Закономерными последствиями любой общественной или политической революции становятся эрозия или явный крах стоящего за ней утопического проекта — процессы, связанные тысячами нитей с послереволюционными культурными и социально-психологическими переменами, гораздо более широкие и сложные, чем просто политическая реставрация, условно обозначаемая как «термидор». Истории такого «ползучего кризиса» двух революционных проектов в России прослежены в статьях Станислава Савицкого и Марины Раку. Савицкий описывает постепенное «угасание» восприятия железнодорожного транспорта как овеществленной метафоры Маркса («Революции — локомотивы истории»); Раку — крах проекта «музыки революции», созданного в начале XX века усилиями крупнейших российских музыкантов: вместо проникнутых утопическим духом ранних сочинений Мясковского подлинной музыкой «революционной улицы» оказались приблатненные песенки, родившиеся или распространившиеся сначала в среде деклассированных люмпенов, а затем и в максимально широких кругах, вплоть до культурных и политических элит.
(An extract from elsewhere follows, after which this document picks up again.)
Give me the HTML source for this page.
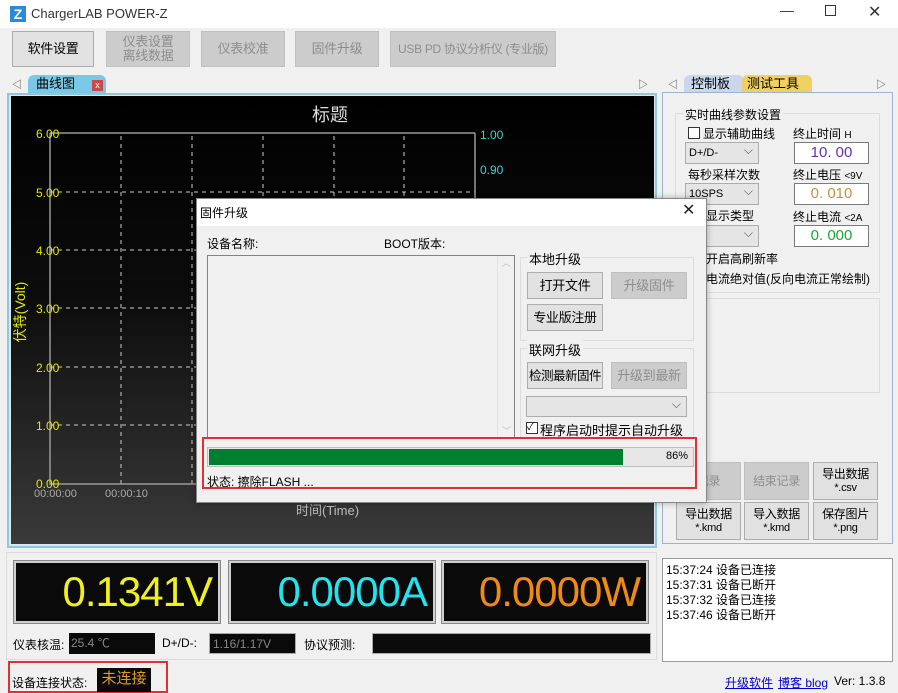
<!DOCTYPE html>
<html><head><meta charset="utf-8"><style>
*{box-sizing:border-box;margin:0;padding:0}
body{width:898px;height:693px;background:#f0f0f0;font-family:"Liberation Sans","Noto Sans CJK SC",sans-serif;font-size:12px;color:#000;position:relative;overflow:hidden}
.a{position:absolute}
.btn{position:absolute;background:#e1e1e1;border:1px solid #adadad;display:flex;flex-direction:column;align-items:center;justify-content:center;text-align:center;font-size:12px;line-height:14px;white-space:nowrap;letter-spacing:-0.3px}
.dis{background:#cccccc;border-color:#bfbfbf;color:#8d8d8d}
.y{color:#e6e600;font-size:12px}
.c{color:#33d6d6;font-size:12px}
.disp{position:absolute;background:#0a0a0a;border:2px solid #cfcfcf;outline:1px solid #888;font-size:42px;text-align:right;padding-right:6px;line-height:58px;font-family:"Liberation Sans",sans-serif;letter-spacing:-1px}
.inp{position:absolute;background:#fff;border:1px solid #7a7a7a;text-align:center;font-size:15px;line-height:20px}
.sel{position:absolute;background:#e5e5e5;border:1px solid #acacac;font-size:11px;line-height:20px;padding-left:3px}
.sel:after{content:"⌵";position:absolute;right:5px;top:-3px;color:#555;font-size:12px}
</style></head><body>
<div class="a" style="left:0;top:0;width:898px;height:28px;background:#fff"></div>
<div class="a" style="left:10px;top:6px;width:16px;height:16px;background:#2a8ad8;color:#fff;font-weight:bold;font-size:14px;line-height:16px;text-align:center">Z</div>
<div class="a" style="left:31px;top:6px;font-size:13px;color:#333">ChargerLAB POWER-Z</div>
<div class="a" style="left:780px;top:2px;font-size:14px;color:#333">—</div>
<div class="a" style="left:825px;top:5px;width:11px;height:11px;border:1px solid #333"></div>
<div class="a" style="left:868px;top:2px;font-size:16px;color:#333">✕</div>
<div class="btn" style="left:12px;top:31px;width:82px;height:36px;font-size:13px">软件设置</div>
<div class="btn dis" style="left:106px;top:31px;width:84px;height:36px;font-size:13px">仪表设置<br>离线数据</div>
<div class="btn dis" style="left:201px;top:31px;width:84px;height:36px;font-size:13px">仪表校准</div>
<div class="btn dis" style="left:295px;top:31px;width:84px;height:36px;font-size:13px">固件升级</div>
<div class="btn dis" style="left:390px;top:31px;width:166px;height:36px;font-size:12px">USB PD 协议分析仪 (专业版)</div>
<div class="a" style="left:12px;top:76px;font-size:10px;color:#444">◁</div>
<div class="a" style="left:28px;top:75px;width:78px;height:18px;background:#79c8e6;border-radius:6px 6px 0 0;font-size:13px;padding-left:8px;line-height:17px">曲线图</div>
<div class="a" style="left:92px;top:80px;width:11px;height:11px;background:#c84a4a;color:#fff;font-size:9px;line-height:10px;text-align:center">x</div>
<div class="a" style="left:638px;top:76px;font-size:10px;color:#444">▷</div>
<div class="a" style="left:7px;top:93px;width:650px;height:455px;border:2px solid #8fc7dc;background:#d8e8ee"></div>
<div class="a" style="left:11px;top:96px;width:643px;height:448px;background:linear-gradient(#000 0%,#0c0c0c 45%,#3a3a3a 100%)"></div>
<div class="a" style="left:312px;top:101px;font-size:18px;color:#ddd">标题</div>
<svg class="a" style="left:0;top:0" width="660" height="550">
<g stroke="#ccc" stroke-dasharray="4,4" stroke-width="1">
<line x1="121" y1="136" x2="121" y2="484"/><line x1="192" y1="136" x2="192" y2="484"/><line x1="263" y1="136" x2="263" y2="484"/><line x1="334" y1="136" x2="334" y2="484"/><line x1="404" y1="136" x2="404" y2="484"/>
<line x1="50" y1="192" x2="475" y2="192"/><line x1="50" y1="250" x2="475" y2="250"/><line x1="50" y1="308" x2="475" y2="308"/><line x1="50" y1="367" x2="475" y2="367"/><line x1="50" y1="425" x2="475" y2="425"/>
</g>
<g stroke="#999" stroke-width="1.5" fill="none"><polyline points="50,133 50,484 475,484"/><line x1="50" y1="133" x2="475" y2="133"/><line x1="475" y1="133" x2="475" y2="484"/></g>
</svg>
<div class="a y" style="left:36px;top:127px">6.00</div>
<div class="a y" style="left:36px;top:186px">5.00</div>
<div class="a y" style="left:36px;top:244px">4.00</div>
<div class="a y" style="left:36px;top:302px">3.00</div>
<div class="a y" style="left:36px;top:361px">2.00</div>
<div class="a y" style="left:36px;top:419px">1.00</div>
<div class="a y" style="left:36px;top:477px">0.00</div>
<div class="a c" style="left:480px;top:128px">1.00</div>
<div class="a c" style="left:480px;top:163px">0.90</div>
<div class="a" style="left:-17px;top:304px;transform:rotate(-90deg);color:#e6e600;font-size:14px;width:74px;text-align:center;line-height:16px">伏特(Volt)</div>
<div class="a" style="left:34px;top:488px;color:#aaa;font-size:11px">00:00:00</div>
<div class="a" style="left:105px;top:488px;color:#aaa;font-size:11px">00:00:10</div>
<div class="a" style="left:296px;top:500px;color:#bbb;font-size:13px">时间(Time)</div>
<div class="a" style="left:668px;top:76px;font-size:10px;color:#444">◁</div>
<div class="a" style="left:684px;top:75px;width:60px;height:18px;background:#c9d7ee;border-radius:6px 6px 0 0;font-size:13px;padding-left:7px;line-height:17px">控制板</div>
<div class="a" style="left:742px;top:75px;width:70px;height:18px;background:#f0d060;border-radius:6px 6px 0 0;font-size:13px;padding-left:5px;line-height:17px">测试工具</div>
<div class="a" style="left:876px;top:76px;font-size:10px;color:#444">▷</div>
<div class="a" style="left:662px;top:92px;width:231px;height:452px;border:1px solid #9cb4cc"></div>
<div class="a" style="left:675px;top:113px;width:205px;height:180px;border:1px solid #dcdcdc"></div>
<div class="a" style="left:683px;top:106px;background:#f0f0f0;padding:0 2px;font-size:12px">实时曲线参数设置</div>
<div class="a" style="left:688px;top:127px;width:12px;height:12px;border:1px solid #333;background:#fff"></div>
<div class="a" style="left:703px;top:125px">显示辅助曲线</div>
<div class="a" style="left:793px;top:125px">终止时间 <span style="font-size:10px">H</span></div>
<div class="sel" style="left:685px;top:142px;width:74px;height:22px">D+/D-</div>
<div class="inp" style="left:794px;top:142px;width:75px;height:22px;color:#6a2fa8">10. 00</div>
<div class="a" style="left:688px;top:166px">每秒采样次数</div>
<div class="a" style="left:793px;top:166px">终止电压 <span style="font-size:10px">&lt;9V</span></div>
<div class="sel" style="left:685px;top:183px;width:74px;height:22px">10SPS</div>
<div class="inp" style="left:794px;top:183px;width:75px;height:22px;color:#c89040">0. 010</div>
<div class="a" style="left:706px;top:207px">显示类型</div>
<div class="a" style="left:793px;top:208px">终止电流 <span style="font-size:10px">&lt;2A</span></div>
<div class="sel" style="left:685px;top:225px;width:74px;height:22px">态</div>
<div class="inp" style="left:794px;top:225px;width:75px;height:22px;color:#1aa838">0. 000</div>
<div class="a" style="left:706px;top:250px">开启高刷新率</div>
<div class="a" style="left:706px;top:270px">电流绝对值(反向电流正常绘制)</div>
<div class="a" style="left:675px;top:298px;width:205px;height:95px;border:1px solid #dcdcdc"></div>
<div class="btn dis" style="left:676px;top:462px;width:65px;height:38px">记录</div>
<div class="btn dis" style="left:744px;top:462px;width:65px;height:38px">结束记录</div>
<div class="btn" style="left:813px;top:462px;width:65px;height:38px"><div>导出数据</div><div style="font-size:11px">*.csv</div></div>
<div class="btn" style="left:676px;top:502px;width:65px;height:38px"><div>导出数据</div><div style="font-size:11px">*.kmd</div></div>
<div class="btn" style="left:744px;top:502px;width:65px;height:38px"><div>导入数据</div><div style="font-size:11px">*.kmd</div></div>
<div class="btn" style="left:813px;top:502px;width:65px;height:38px"><div>保存图片</div><div style="font-size:11px">*.png</div></div>
<div class="a" style="left:196px;top:198px;width:511px;height:305px;background:#f0f0f0;border:1px solid #888;box-shadow:0 0 6px rgba(0,0,0,.3)"></div>
<div class="a" style="left:197px;top:199px;width:509px;height:27px;background:#fff"></div>
<div class="a" style="left:200px;top:204px;font-size:12px">固件升级</div>
<div class="a" style="left:682px;top:200px;font-size:16px;color:#222">✕</div>
<div class="a" style="left:207px;top:235px">设备名称:</div>
<div class="a" style="left:384px;top:235px">BOOT版本:</div>
<div class="a" style="left:207px;top:255px;width:308px;height:183px;border:1px solid #828282;background:#f0f0f0"></div>
<div class="a" style="left:497px;top:256px;width:17px;height:181px;border-left:1px solid #e4e4e4;color:#bbb;font-size:9px;text-align:center">︿<div style="position:absolute;bottom:0;width:17px">﹀</div></div>
<div class="a" style="left:520px;top:257px;width:174px;height:84px;border:1px solid #dcdcdc"></div>
<div class="a" style="left:527px;top:249px;background:#f0f0f0;padding:0 2px;font-size:13px">本地升级</div>
<div class="btn" style="left:527px;top:272px;width:76px;height:27px;font-size:13px">打开文件</div>
<div class="btn dis" style="left:611px;top:272px;width:76px;height:27px;font-size:13px">升级固件</div>
<div class="btn" style="left:527px;top:304px;width:76px;height:27px;font-size:13px">专业版注册</div>
<div class="a" style="left:520px;top:348px;width:174px;height:90px;border:1px solid #dcdcdc"></div>
<div class="a" style="left:527px;top:340px;background:#f0f0f0;padding:0 2px;font-size:13px">联网升级</div>
<div class="btn" style="left:527px;top:362px;width:76px;height:27px;font-size:12.5px;letter-spacing:-0.5px">检测最新固件</div>
<div class="btn dis" style="left:611px;top:362px;width:76px;height:27px;font-size:13px">升级到最新</div>
<div class="sel" style="left:526px;top:396px;width:161px;height:21px"></div>
<div class="a" style="left:526px;top:422px;width:12px;height:12px;border:1px solid #333;background:#fff;font-size:10px;line-height:10px">✓</div>
<div class="a" style="left:540px;top:420px;font-size:13px">程序启动时提示自动升级</div>
<div class="a" style="left:202px;top:437px;width:495px;height:52px;border:2px solid #e03030"></div>
<div class="a" style="left:207px;top:447px;width:487px;height:20px;background:#e6e6e6;border:1px solid #bcbcbc"></div>
<div class="a" style="left:209px;top:449px;width:414px;height:16px;background:#00802f"></div>
<div class="a" style="left:666px;top:450px;font-size:11px">86%</div>
<div class="a" style="left:207px;top:473px;font-size:12px">状态: 擦除FLASH ...</div>
<div class="a" style="left:6px;top:552px;width:651px;height:108px;border:1px solid #dcdcdc"></div>
<div class="disp" style="left:14px;top:561px;width:206px;height:62px;color:#f0f020">0.1341V</div>
<div class="disp" style="left:229px;top:561px;width:206px;height:62px;color:#22e4ee">0.0000A</div>
<div class="disp" style="left:442px;top:561px;width:206px;height:62px;color:#f08a10">0.0000W</div>
<div class="a" style="left:13px;top:636px">仪表核温:</div>
<div class="a" style="left:69px;top:633px;width:86px;height:21px;background:#0a0a0a;color:#888;font-size:12px;line-height:20px;padding-left:2px">25.4 ℃</div>
<div class="a" style="left:162px;top:636px">D+/D-:</div>
<div class="a" style="left:209px;top:633px;width:87px;height:21px;background:#0a0a0a;color:#888;line-height:20px;padding-left:3px;border:1px solid #aaa">1.16/1.17V</div>
<div class="a" style="left:304px;top:636px">协议预测:</div>
<div class="a" style="left:372px;top:633px;width:279px;height:21px;background:#0a0a0a;border:1px solid #aaa"></div>
<div class="a" style="left:662px;top:558px;width:231px;height:104px;background:#fff;border:1px solid #9a9a9a;padding:4px 3px;line-height:15px">15:37:24 设备已连接<br>15:37:31 设备已断开<br>15:37:32 设备已连接<br>15:37:46 设备已断开</div>
<div class="a" style="left:8px;top:661px;width:160px;height:32px;border:2px solid #e03030"></div>
<div class="a" style="left:12px;top:674px">设备连接状态:</div>
<div class="a" style="left:97px;top:668px;width:54px;height:24px;background:#0a0a0a;color:#e09a20;font-size:15px;line-height:22px;text-align:center">未连接</div>
<div class="a" style="left:725px;top:674px;color:#0000cc;text-decoration:underline">升级软件</div>
<div class="a" style="left:778px;top:674px;color:#0000cc;text-decoration:underline">博客 blog</div>
<div class="a" style="left:834px;top:674px">Ver: 1.3.8</div>
</body></html>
Вероятно, исследование Раку имеет значение, выходящее за рамки непосредственно обсуждаемых в нем сюжетов: ведь «блатные» песни занимали особое место в советской массовой культуре и продолжают оказывать влияние на постсоветское культурное сознание.
Процессы «пассивного неповиновения» и эрозии утопического проекта в итоге приводят к нормализации революции: масштабный переворот становится мифологизированным элементом личной и семейной истории, на место представлений о разрыве приходит традиция преемственности. Эти процессы детально анализирует Николай Митрохин — его статья помещена в завершающем наш сборник разделе «Постреволюционная адаптация». /На материале воспоминаний сотрудников аппарата ЦК КПСС 1950–1980-х годов Митрохин показывает, что социалистическая революция в России, первоначально объявившая своей целью полную смену элит, привела к практически полному их персональному обновлению, но почти не привела к обновлению функциональному: представители нового «служилого сословия» в значительной степени оказались рекрутированными из аналогичных социальных групп имперской России. За этим стоит легко объяснимая логика: работа этих людей, которая, согласно официальным советским догмам, была продолжением революции, в действительности была обычной государственной службой и требовала рекрутирования людей определенных социально-психологических типов — остальные просто не уживались в советских политических структурах. «Наследники революции» превращаются в профессиональных чиновников — вот итог развития «революционного субъекта».